* Start Supplied material *

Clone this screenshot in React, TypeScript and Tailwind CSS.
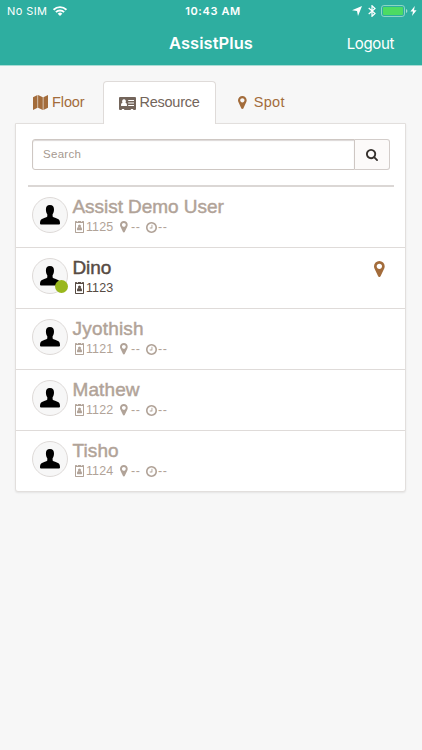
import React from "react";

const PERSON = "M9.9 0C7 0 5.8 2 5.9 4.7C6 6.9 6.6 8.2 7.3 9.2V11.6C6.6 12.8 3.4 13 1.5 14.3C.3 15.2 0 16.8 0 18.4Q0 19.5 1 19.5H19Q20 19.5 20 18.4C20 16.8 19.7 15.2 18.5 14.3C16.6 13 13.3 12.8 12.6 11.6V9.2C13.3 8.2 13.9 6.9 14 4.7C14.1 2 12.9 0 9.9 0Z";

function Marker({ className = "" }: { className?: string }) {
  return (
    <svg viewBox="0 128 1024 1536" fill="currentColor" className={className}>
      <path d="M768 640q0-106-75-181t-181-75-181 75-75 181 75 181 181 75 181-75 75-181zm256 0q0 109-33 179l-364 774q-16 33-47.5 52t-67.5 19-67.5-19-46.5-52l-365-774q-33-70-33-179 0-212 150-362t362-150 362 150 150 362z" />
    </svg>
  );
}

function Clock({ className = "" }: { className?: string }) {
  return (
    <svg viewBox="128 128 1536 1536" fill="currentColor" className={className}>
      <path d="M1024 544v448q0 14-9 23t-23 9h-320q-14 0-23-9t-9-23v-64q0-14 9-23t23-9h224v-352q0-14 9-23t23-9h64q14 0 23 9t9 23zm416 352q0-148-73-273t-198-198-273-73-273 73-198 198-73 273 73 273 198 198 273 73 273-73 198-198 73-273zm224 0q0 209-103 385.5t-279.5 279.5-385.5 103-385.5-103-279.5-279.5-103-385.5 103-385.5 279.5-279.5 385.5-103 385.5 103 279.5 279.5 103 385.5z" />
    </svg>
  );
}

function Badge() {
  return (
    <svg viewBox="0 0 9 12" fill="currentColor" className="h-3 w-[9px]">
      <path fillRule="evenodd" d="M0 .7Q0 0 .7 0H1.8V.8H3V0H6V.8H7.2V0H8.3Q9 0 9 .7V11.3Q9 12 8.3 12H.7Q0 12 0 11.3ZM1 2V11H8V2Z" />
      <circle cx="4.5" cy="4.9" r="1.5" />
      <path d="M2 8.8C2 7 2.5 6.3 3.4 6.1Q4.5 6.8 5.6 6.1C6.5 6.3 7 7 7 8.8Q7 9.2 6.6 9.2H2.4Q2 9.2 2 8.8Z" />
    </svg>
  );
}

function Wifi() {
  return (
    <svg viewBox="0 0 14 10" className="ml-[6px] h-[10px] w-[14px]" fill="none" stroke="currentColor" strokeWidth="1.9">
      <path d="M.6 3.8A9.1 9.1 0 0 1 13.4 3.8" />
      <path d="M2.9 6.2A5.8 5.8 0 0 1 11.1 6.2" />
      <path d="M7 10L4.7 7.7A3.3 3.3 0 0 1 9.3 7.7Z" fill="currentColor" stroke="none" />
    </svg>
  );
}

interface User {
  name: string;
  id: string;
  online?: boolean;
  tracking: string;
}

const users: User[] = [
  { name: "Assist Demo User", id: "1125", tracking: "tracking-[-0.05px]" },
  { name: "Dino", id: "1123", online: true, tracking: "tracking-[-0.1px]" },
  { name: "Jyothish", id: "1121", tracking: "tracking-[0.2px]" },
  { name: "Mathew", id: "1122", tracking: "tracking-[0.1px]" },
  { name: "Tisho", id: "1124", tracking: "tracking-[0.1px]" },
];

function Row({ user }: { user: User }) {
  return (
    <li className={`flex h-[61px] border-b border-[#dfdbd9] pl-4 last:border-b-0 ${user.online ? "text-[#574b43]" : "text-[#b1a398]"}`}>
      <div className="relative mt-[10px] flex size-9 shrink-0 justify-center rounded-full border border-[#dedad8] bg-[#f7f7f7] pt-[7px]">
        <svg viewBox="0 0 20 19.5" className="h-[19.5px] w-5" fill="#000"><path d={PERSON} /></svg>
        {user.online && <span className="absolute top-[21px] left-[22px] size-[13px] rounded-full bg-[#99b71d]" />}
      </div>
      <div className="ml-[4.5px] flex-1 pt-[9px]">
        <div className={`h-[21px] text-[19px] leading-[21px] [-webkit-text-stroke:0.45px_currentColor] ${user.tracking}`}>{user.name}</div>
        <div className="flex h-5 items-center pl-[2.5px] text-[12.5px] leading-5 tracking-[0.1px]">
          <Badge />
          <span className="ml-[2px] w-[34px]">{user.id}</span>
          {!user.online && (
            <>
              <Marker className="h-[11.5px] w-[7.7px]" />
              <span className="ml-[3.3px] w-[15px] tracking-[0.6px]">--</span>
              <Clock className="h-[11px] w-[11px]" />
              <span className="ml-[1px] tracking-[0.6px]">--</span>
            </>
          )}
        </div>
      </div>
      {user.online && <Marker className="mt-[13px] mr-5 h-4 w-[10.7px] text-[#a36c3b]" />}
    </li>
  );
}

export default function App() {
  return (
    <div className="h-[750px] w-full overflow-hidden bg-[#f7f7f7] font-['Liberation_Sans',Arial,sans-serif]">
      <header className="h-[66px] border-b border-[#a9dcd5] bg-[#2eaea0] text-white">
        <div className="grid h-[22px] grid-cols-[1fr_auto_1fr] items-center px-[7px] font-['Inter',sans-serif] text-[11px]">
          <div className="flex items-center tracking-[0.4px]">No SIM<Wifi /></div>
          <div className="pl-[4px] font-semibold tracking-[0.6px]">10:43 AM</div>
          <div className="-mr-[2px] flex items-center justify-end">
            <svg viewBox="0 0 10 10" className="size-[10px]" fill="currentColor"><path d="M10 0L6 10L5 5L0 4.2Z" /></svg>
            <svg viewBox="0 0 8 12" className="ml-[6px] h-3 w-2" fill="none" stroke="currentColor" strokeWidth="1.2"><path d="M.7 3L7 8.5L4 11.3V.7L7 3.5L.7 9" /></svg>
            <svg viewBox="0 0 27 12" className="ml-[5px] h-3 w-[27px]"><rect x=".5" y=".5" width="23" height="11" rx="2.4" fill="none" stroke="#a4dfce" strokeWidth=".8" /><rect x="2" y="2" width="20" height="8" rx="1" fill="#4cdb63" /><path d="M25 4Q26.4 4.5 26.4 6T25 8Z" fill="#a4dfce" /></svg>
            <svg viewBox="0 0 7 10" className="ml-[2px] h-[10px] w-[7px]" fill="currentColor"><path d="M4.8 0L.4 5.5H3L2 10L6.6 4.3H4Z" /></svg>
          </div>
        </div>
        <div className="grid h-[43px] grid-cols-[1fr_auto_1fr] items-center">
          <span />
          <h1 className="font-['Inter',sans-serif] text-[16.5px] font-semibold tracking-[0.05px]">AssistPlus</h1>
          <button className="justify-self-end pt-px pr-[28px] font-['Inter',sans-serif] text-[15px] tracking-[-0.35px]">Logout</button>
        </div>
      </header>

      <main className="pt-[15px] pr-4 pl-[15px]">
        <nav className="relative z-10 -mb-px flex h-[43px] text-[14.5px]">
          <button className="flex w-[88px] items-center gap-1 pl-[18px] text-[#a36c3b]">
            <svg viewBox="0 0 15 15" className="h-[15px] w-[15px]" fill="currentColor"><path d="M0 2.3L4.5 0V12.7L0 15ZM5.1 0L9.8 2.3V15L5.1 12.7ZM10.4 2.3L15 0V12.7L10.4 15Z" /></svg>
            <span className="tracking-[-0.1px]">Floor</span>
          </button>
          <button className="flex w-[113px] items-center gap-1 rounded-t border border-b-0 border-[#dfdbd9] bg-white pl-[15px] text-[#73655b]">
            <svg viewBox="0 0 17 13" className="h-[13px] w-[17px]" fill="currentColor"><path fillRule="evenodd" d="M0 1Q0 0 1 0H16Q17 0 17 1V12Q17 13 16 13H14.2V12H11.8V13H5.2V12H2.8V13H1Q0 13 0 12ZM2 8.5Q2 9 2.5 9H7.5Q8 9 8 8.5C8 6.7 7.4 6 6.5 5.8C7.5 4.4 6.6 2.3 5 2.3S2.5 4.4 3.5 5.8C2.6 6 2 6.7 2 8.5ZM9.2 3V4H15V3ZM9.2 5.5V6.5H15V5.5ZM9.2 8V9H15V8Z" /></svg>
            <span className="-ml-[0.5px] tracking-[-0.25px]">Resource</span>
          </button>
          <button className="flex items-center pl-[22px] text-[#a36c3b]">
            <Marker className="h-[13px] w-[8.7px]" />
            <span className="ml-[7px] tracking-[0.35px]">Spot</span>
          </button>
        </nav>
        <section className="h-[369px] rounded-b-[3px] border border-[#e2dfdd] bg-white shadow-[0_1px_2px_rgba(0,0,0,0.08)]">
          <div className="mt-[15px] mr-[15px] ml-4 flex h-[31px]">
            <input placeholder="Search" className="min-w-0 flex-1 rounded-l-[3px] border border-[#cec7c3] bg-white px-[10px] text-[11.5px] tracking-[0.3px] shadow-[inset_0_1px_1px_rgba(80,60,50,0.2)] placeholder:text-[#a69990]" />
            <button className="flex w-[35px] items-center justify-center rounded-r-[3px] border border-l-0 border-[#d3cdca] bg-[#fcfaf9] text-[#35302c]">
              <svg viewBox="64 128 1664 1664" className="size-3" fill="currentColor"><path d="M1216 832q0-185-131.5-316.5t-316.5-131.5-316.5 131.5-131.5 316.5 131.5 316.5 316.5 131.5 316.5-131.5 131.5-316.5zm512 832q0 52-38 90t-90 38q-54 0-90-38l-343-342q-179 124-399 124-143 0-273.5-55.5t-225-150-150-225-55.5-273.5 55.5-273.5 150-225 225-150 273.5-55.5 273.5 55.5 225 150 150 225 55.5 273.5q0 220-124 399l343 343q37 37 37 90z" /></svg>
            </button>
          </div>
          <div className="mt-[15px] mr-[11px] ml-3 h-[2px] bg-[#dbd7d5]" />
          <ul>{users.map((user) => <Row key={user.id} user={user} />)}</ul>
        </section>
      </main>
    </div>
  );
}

* End Supplied material *

Job: Make an exact copy of the lines from the top of the material through the line with "import React from", pictures excluded.

Output of the exercise:
Clone this screenshot in React, TypeScript and Tailwind CSS.
import React from "react";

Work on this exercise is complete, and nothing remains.